**Supplied data**.
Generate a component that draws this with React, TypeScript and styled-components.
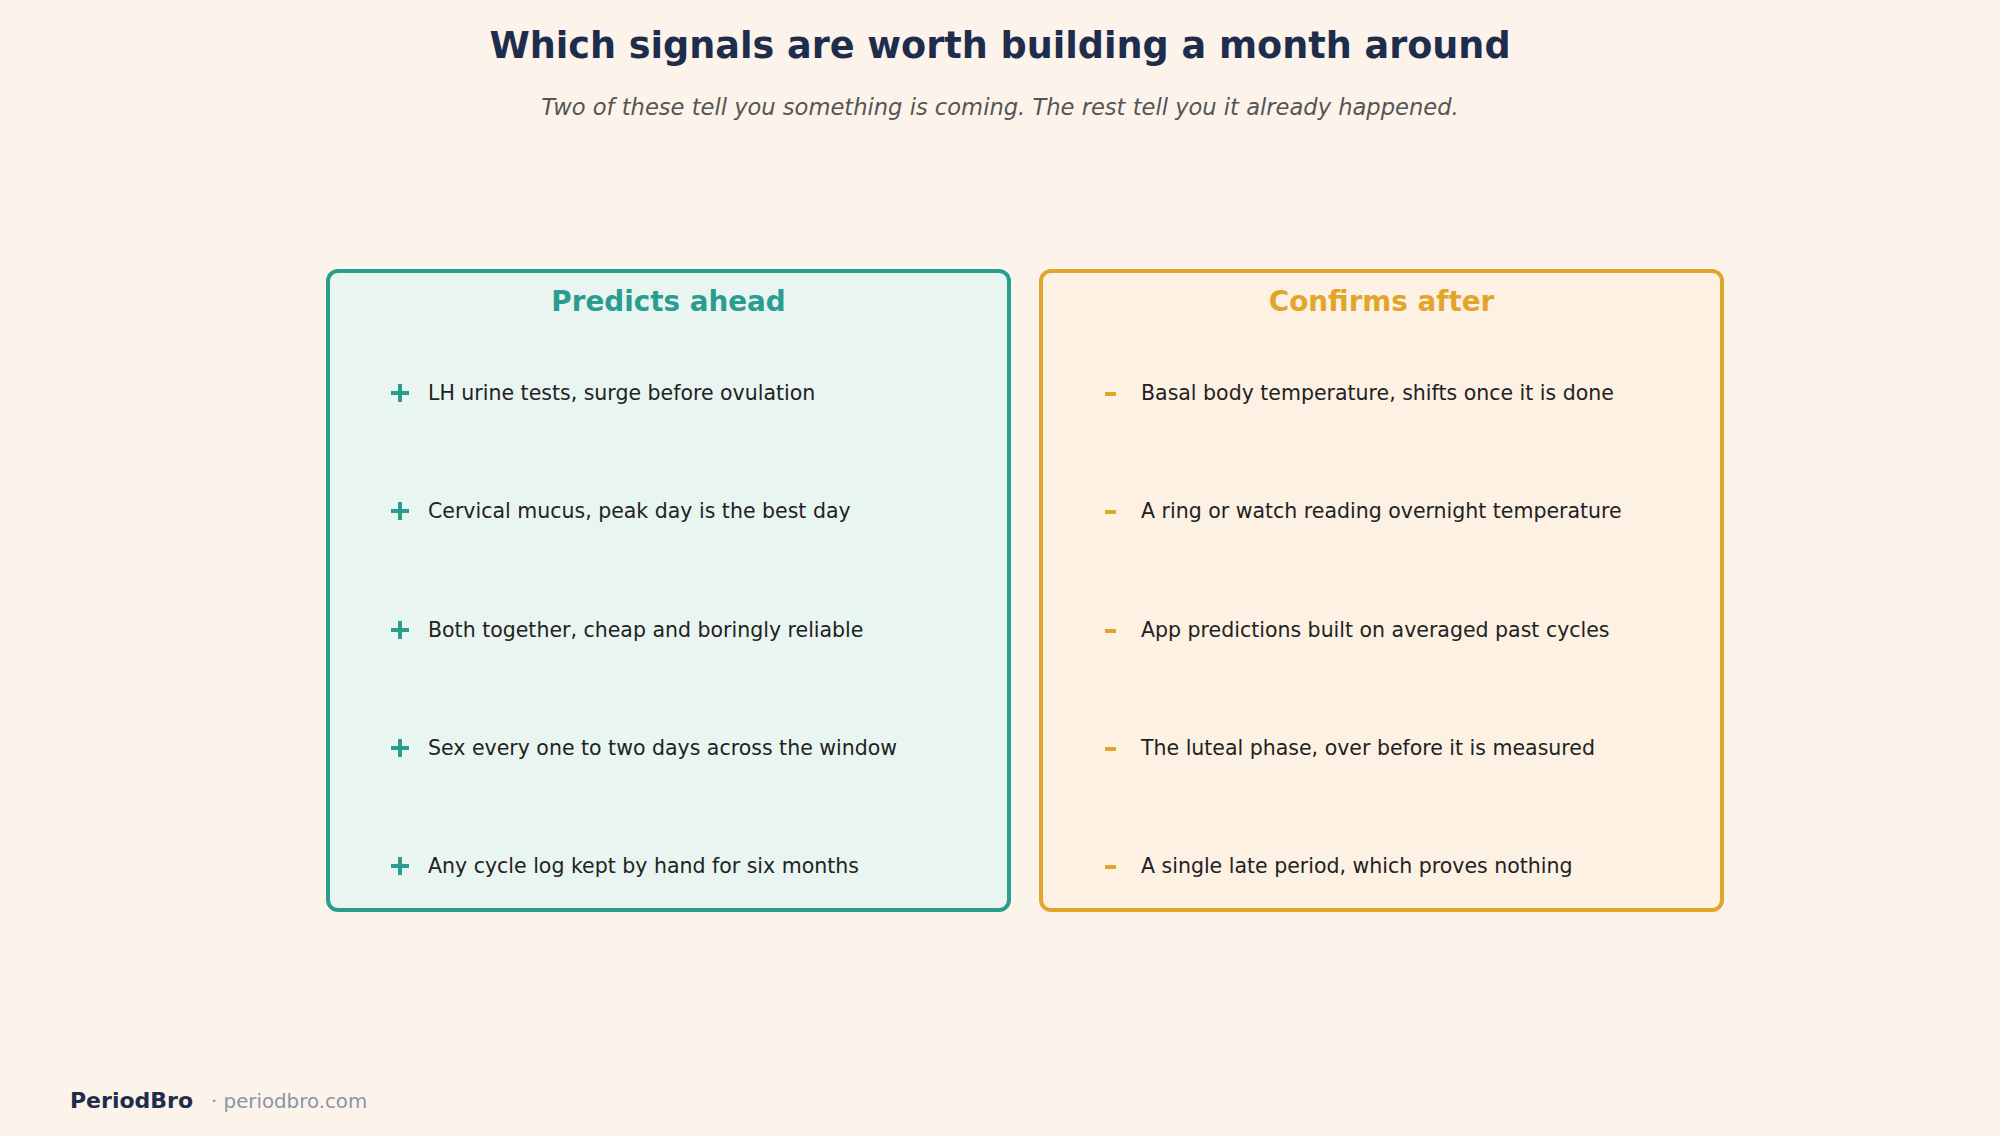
import React from "react";
import styled, { createGlobalStyle } from "styled-components";

const GlobalStyle = createGlobalStyle`
  html, body {
    margin: 0;
    padding: 0;
    background: #fcf3ea;
  }
  body {
    font-family: "DejaVu Sans", "Liberation Sans", sans-serif;
  }
`;

const Page = styled.div`
  width: 2000px;
  height: 1136px;
  display: flex;
  flex-direction: column;
  background: #fcf3ea;
  box-sizing: border-box;
  padding-top: 24px;
`;

const Title = styled.h1`
  margin: 0;
  text-align: center;
  font-size: 36.6px;
  line-height: 44px;
  font-weight: 700;
  color: #1f2d4d;
`;

const Subtitle = styled.p`
  margin: 25px 0 0;
  text-align: center;
  font-size: 22.6px;
  line-height: 28px;
  font-style: italic;
  color: #555555;
`;

const CardRow = styled.div`
  display: flex;
  justify-content: center;
  gap: 28px;
  margin-top: 148px;
  padding-left: 50px;
`;

type Tone = "teal" | "gold";

const toneColor: Record<Tone, string> = { teal: "#2a9d8f", gold: "#e2a52b" };
const toneFill: Record<Tone, string> = { teal: "#e8f5f0", gold: "#fcf1e3" };

const Card = styled.section<{ $tone: Tone }>`
  width: 685px;
  box-sizing: border-box;
  border: 4px solid ${(p) => toneColor[p.$tone]};
  border-radius: 12px;
  background: ${(p) => toneFill[p.$tone]};
  padding: 12px 0 27px 0;
  display: flex;
  flex-direction: column;
`;

const CardTitle = styled.h2<{ $tone: Tone }>`
  margin: 0;
  text-align: center;
  font-size: 27.8px;
  line-height: 34px;
  font-weight: 700;
  color: ${(p) => toneColor[p.$tone]};
`;

const List = styled.ul`
  list-style: none;
  margin: 59px 0 0;
  padding: 0 0 0 56px;
  display: flex;
  flex-direction: column;
  gap: 88.25px;
`;

const Item = styled.li`
  display: flex;
  align-items: center;
  height: 30px;
  gap: 14px;
`;

const Marker = styled.span`
  width: 28px;
  height: 30px;
  display: flex;
  align-items: center;
  justify-content: center;
  flex: none;
`;

const Plus = styled.span`
  position: relative;
  width: 18px;
  height: 18px;
  &::before,
  &::after {
    content: "";
    position: absolute;
    background: #2a9d8f;
  }
  &::before {
    left: 0;
    right: 0;
    top: 7px;
    height: 4px;
  }
  &::after {
    top: 0;
    bottom: 0;
    left: 7px;
    width: 4px;
  }
`;

const Dash = styled.span`
  width: 11px;
  height: 4px;
  margin-right: 6px;
  margin-top: 2px;
  background: #e2a52b;
`;

const ItemText = styled.span`
  font-size: 20.5px;
  line-height: 30px;
  color: #222222;
  white-space: nowrap;
`;

const Footer = styled.footer`
  margin-top: auto;
  padding: 0 0 20px 70px;
  display: flex;
  align-items: baseline;
  gap: 18px;
  line-height: 28px;
`;

const Brand = styled.span`
  font-size: 22px;
  font-weight: 700;
  color: #1f2d4d;
`;

const Site = styled.span`
  font-size: 19.8px;
  color: #8a95a8;
`;

const predicts = [
  "LH urine tests, surge before ovulation",
  "Cervical mucus, peak day is the best day",
  "Both together, cheap and boringly reliable",
  "Sex every one to two days across the window",
  "Any cycle log kept by hand for six months",
];

const confirms = [
  "Basal body temperature, shifts once it is done",
  "A ring or watch reading overnight temperature",
  "App predictions built on averaged past cycles",
  "The luteal phase, over before it is measured",
  "A single late period, which proves nothing",
];

export default function App() {
  return (
    <>
      <GlobalStyle />
      <Page>
        <Title>Which signals are worth building a month around</Title>
        <Subtitle>
          Two of these tell you something is coming. The rest tell you it already happened.
        </Subtitle>
        <CardRow>
          <Card $tone="teal">
            <CardTitle $tone="teal">Predicts ahead</CardTitle>
            <List>
              {predicts.map((t) => (
                <Item key={t}>
                  <Marker>
                    <Plus />
                  </Marker>
                  <ItemText>{t}</ItemText>
                </Item>
              ))}
            </List>
          </Card>
          <Card $tone="gold">
            <CardTitle $tone="gold">Confirms after</CardTitle>
            <List>
              {confirms.map((t) => (
                <Item key={t}>
                  <Marker>
                    <Dash />
                  </Marker>
                  <ItemText>{t}</ItemText>
                </Item>
              ))}
            </List>
          </Card>
        </CardRow>
        <Footer>
          <Brand>PeriodBro</Brand>
          <Site>· periodbro.com</Site>
        </Footer>
      </Page>
    </>
  );
}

**Exercise task**.
Find the word "components" and list each line it appears in.

**Written solution**.
Generate a component that draws this with React, TypeScript and styled-components.
import styled, { createGlobalStyle } from "styled-components";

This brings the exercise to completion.